I just found out that a 128M memstore for me gives an 8M sized hfile which
is tiny (the file is fast_diff encoded) which to me, sounds tiny in size.
So I felt that I should increase the flush size since the output files will
be anyways small in size. This would help reduce compaction activity. But
then yes, to your above comment, I with a 600M flush size and 3G to all
memstores, I can probably support around 5-10 regions per server.
Otherwise, I will hit the 3G ceiling too soon and memstore flushes will
happen far before reaching the 600M limit.
On Fri, Jan 18, 2013 at 4:45 AM, Chalcy Raja
> Looking forward to the blog!
> -----Original Message-----
> From: lars hofhansl [mailto:[EMAIL PROTECTED]]
> Sent: Thursday, January 17, 2013 9:24 PM
> To: [EMAIL PROTECTED]
> Subject: Re: Hbase heap size
> You'll need more memory then, or more machines with not much disk
> You can look at it this way:
> - The largest useful region size is 20G (at least that is the current
> common tribal knowledge).
> - Each region has at least one memstore (one per column family actually,
> let's just say one for the sake of argument).
> If you have 10T disks per region server then you need ~170 regions per
> region server (3*20G*170 ~ 10T).
> If you give the memstore 35% of your heap and have 128M memstores you
> would need 170*128M/0.35 G ~ 60G of heap. That's already too large.
> If you make the memstores 600M, you'll need 17*600/0.35 G ~ 290G of heap
> (if all memstores are being written to simultaneously).
> There are ways to address that.
> If you expect that not all memstores are written to at the same time, you
> can leave them smaller and increase their size multipliers, which allows
> them to be temporarily larger.
> Again, this is just back of the envelope.
> This is a lengthy topic, I'm planning a blog post around this.
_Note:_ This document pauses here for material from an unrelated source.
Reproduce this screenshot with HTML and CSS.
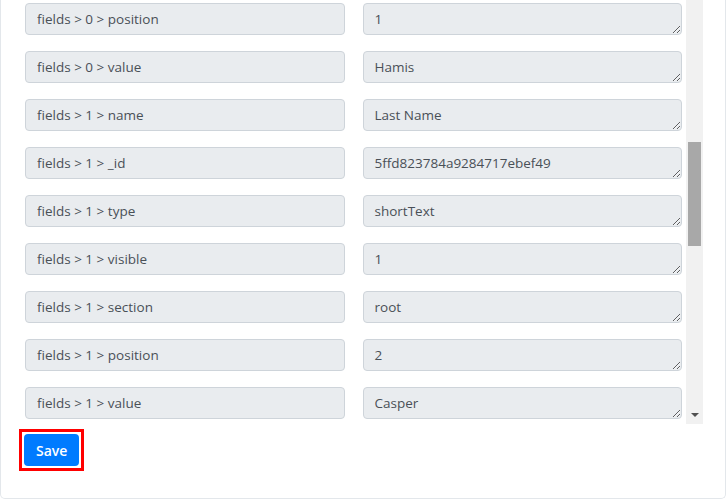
FILE: index.html
```html
<!DOCTYPE html>
<html lang="en">
<head>
  <meta charset="UTF-8">
  <meta name="viewport" content="width=device-width, initial-scale=1.0">
  <title>Field Mapping</title>
  <link rel="stylesheet" href="styles.css">
</head>
<body>
  <div class="card">
    <div class="list-wrap">
      <div class="fields" id="fields">
        <div class="field-row"><input class="field-key" value="_id" readonly><textarea class="field-value" rows="1">5ffd8237f2a9284717ebef12</textarea></div>
        <div class="field-row"><input class="field-key" value="form" readonly><textarea class="field-value" rows="1">5ffd823784a9284717ebef40</textarea></div>
        <div class="field-row"><input class="field-key" value="status" readonly><textarea class="field-value" rows="1">complete</textarea></div>
        <div class="field-row"><input class="field-key" value="submittedAt" readonly><textarea class="field-value" rows="1">2021-01-12T10:22:31.000Z</textarea></div>
        <div class="field-row"><input class="field-key" value="createdAt" readonly><textarea class="field-value" rows="1">2021-01-12T10:22:31.000Z</textarea></div>
        <div class="field-row"><input class="field-key" value="updatedAt" readonly><textarea class="field-value" rows="1">2021-01-12T10:22:31.000Z</textarea></div>
        <div class="field-row"><input class="field-key" value="ip" readonly><textarea class="field-value" rows="1">127.0.0.1</textarea></div>
        <div class="field-row"><input class="field-key" value="fields > 0 > name" readonly><textarea class="field-value" rows="1">First Name</textarea></div>
        <div class="field-row"><input class="field-key" value="fields > 0 > _id" readonly><textarea class="field-value" rows="1">5ffd823784a9284717ebef48</textarea></div>
        <div class="field-row"><input class="field-key" value="fields > 0 > type" readonly><textarea class="field-value" rows="1">shortText</textarea></div>
        <div class="field-row"><input class="field-key" value="fields > 0 > visible" readonly><textarea class="field-value" rows="1">1</textarea></div>
        <div class="field-row"><input class="field-key" value="fields > 0 > section" readonly><textarea class="field-value" rows="1">root</textarea></div>
        <div class="field-row"><input class="field-key" value="fields > 0 > position" readonly><textarea class="field-value" rows="1">1</textarea></div>
        <div class="field-row"><input class="field-key" value="fields > 0 > value" readonly><textarea class="field-value" rows="1">Hamis</textarea></div>
        <div class="field-row"><input class="field-key" value="fields > 1 > name" readonly><textarea class="field-value" rows="1">Last Name</textarea></div>
        <div class="field-row"><input class="field-key" value="fields > 1 > _id" readonly><textarea class="field-value" rows="1">5ffd823784a9284717ebef49</textarea></div>
        <div class="field-row"><input class="field-key" value="fields > 1 > type" readonly><textarea class="field-value" rows="1">shortText</textarea></div>
        <div class="field-row"><input class="field-key" value="fields > 1 > visible" readonly><textarea class="field-value" rows="1">1</textarea></div>
        <div class="field-row"><input class="field-key" value="fields > 1 > section" readonly><textarea class="field-value" rows="1">root</textarea></div>
        <div class="field-row"><input class="field-key" value="fields > 1 > position" readonly><textarea class="field-value" rows="1">2</textarea></div>
        <div class="field-row"><input class="field-key" value="fields > 1 > value" readonly><textarea class="field-value" rows="1">Casper</textarea></div>
        <div class="field-row"><input class="field-key" value="fields > 2 > name" readonly><textarea class="field-value" rows="1">Email</textarea></div>
        <div class="field-row"><input class="field-key" value="fields > 2 > _id" readonly><textarea class="field-value" rows="1">5ffd823784a9284717ebef4a</textarea></div>
        <div class="field-row"><input class="field-key" value="fields > 2 > type" readonly><textarea class="field-value" rows="1">email</textarea></div>
        <div class="field-row"><input class="field-key" value="fields > 2 > visible" readonly><textarea class="field-value" rows="1">1</textarea></div>
        <div class="field-row"><input class="field-key" value="fields > 2 > section" readonly><textarea class="field-value" rows="1">root</textarea></div>
        <div class="field-row"><input class="field-key" value="fields > 2 > position" readonly><textarea class="field-value" rows="1">3</textarea></div>
        <div class="field-row"><input class="field-key" value="fields > 2 > value" readonly><textarea class="field-value" rows="1">hamis@example.com</textarea></div>
      </div>
      <div class="scrollbar">
        <div class="scrollbar-thumb"></div>
        <div class="scrollbar-down"></div>
      </div>
    </div>
    <div class="actions">
      <div class="highlight">
        <button class="btn-save">Save</button>
      </div>
    </div>
  </div>

  <script>
    document.getElementById('fields').scrollTop = 579;
  </script>
</body>
</html>
```

FILE: styles.css
```css
body {
  margin: 0;
  font-family: "Open Sans", Arial, sans-serif;
  background-color: #fff;
}
.card {
  border: 1px solid #e3e7eb;
  border-top: 0;
  border-radius: 0 0 5px 5px;
  padding: 0 22px 27px 0;
}
.list-wrap {
  display: flex;
  height: 424px;
}
.fields {
  flex: 1;
  overflow: hidden;
  padding: 6px 4px 21px 24px;
  box-sizing: border-box;
}
.scrollbar {
  width: 17px;
  display: flex;
  flex-direction: column;
  background-color: #f1f1f1;
}
.scrollbar-thumb {
  margin: 142px 2px 0;
  height: 104px;
  background-color: #a8a8a8;
}
.scrollbar-down {
  margin: auto auto 7px;
  width: 0;
  height: 0;
  border-left: 4px solid transparent;
  border-right: 4px solid transparent;
  border-top: 4px solid #505050;
}
.field-row {
  display: grid;
  grid-template-columns: 1fr 1fr;
  gap: 18px;
  margin-bottom: 16px;
}
.field-key,
.field-value {
  height: 32px;
  box-sizing: border-box;
  margin: 0;
  padding: 5px 11px;
  font-family: inherit;
  font-size: 13.5px;
  line-height: 20px;
  color: #495057;
  background-color: #e9ecef;
  border: 1px solid #ced4da;
  border-radius: 4px;
  outline: none;
}
.field-value {
  resize: vertical;
  overflow: hidden;
  min-height: 32px;
}
.actions {
  margin: 5px 0 0 18px;
}
.highlight {
  display: inline-block;
  border: 3px solid #ff0000;
  padding: 2px;
}
.btn-save {
  display: block;
  height: 32px;
  padding: 0 12px;
  font-family: inherit;
  font-size: 14px;
  font-weight: 600;
  color: #fff;
  background-color: #007bff;
  border: 0;
  border-radius: 4px;
  cursor: pointer;
}
```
There are a
> bunch or parameters that can be tweaked based on workload.
> The main take away for HBase is that you have to match disk space with
> Java heap.
> -- Lars
> From: Varun Sharma <[EMAIL PROTECTED]>
> To: [EMAIL PROTECTED]; lars hofhansl <[EMAIL PROTECTED]>
> Sent: Thursday, January 17, 2013 3:24 PM
> Subject: Re: Hbase heap size
> Thanks for the info. I am looking for a balance where I have a write heavy
> work load and need excellent read latency. So 40 % to block cache for
> caching, 35 % to memstore.
> But I would like to also reduce the number of HFiles and amount of
> compaction activity. So, having few number of regions and much larger
> memstore flush size - like 640M. Could a large memstore flush be a problem
> in some sense ? Are updates blocked on memstore flush ? In my case, I would
> expect a 600M sized memstore to materialize into a 200-300M sized HFile.
> On Thu, Jan 17, 2013 at 2:31 PM, lars hofhansl <[EMAIL PROTECTED]> wrote:
> > A good rule of thumb that I found is to give each region server a Java
> > help that is roughly 1/100th of the size of the disk space per region
> > server.
> > (that is assuming all the default setting: 10G regions, 128M
> > memstores, 40% of heap for memstores, 20% of heap for block cache,
> > 3-way replication)
> > That is, if you give the region server a 10G heap, you can expect to
> > be able to serve about 1T worth of disk space.
> > That can be tweaked of course (increase the region size to 20G, if
> > your load is mostly readonly you shrink the memstores, etc).
> > That way you can reduce that ratio to 1/200 or even less.
> > I'm sure other folks will have more detailed input.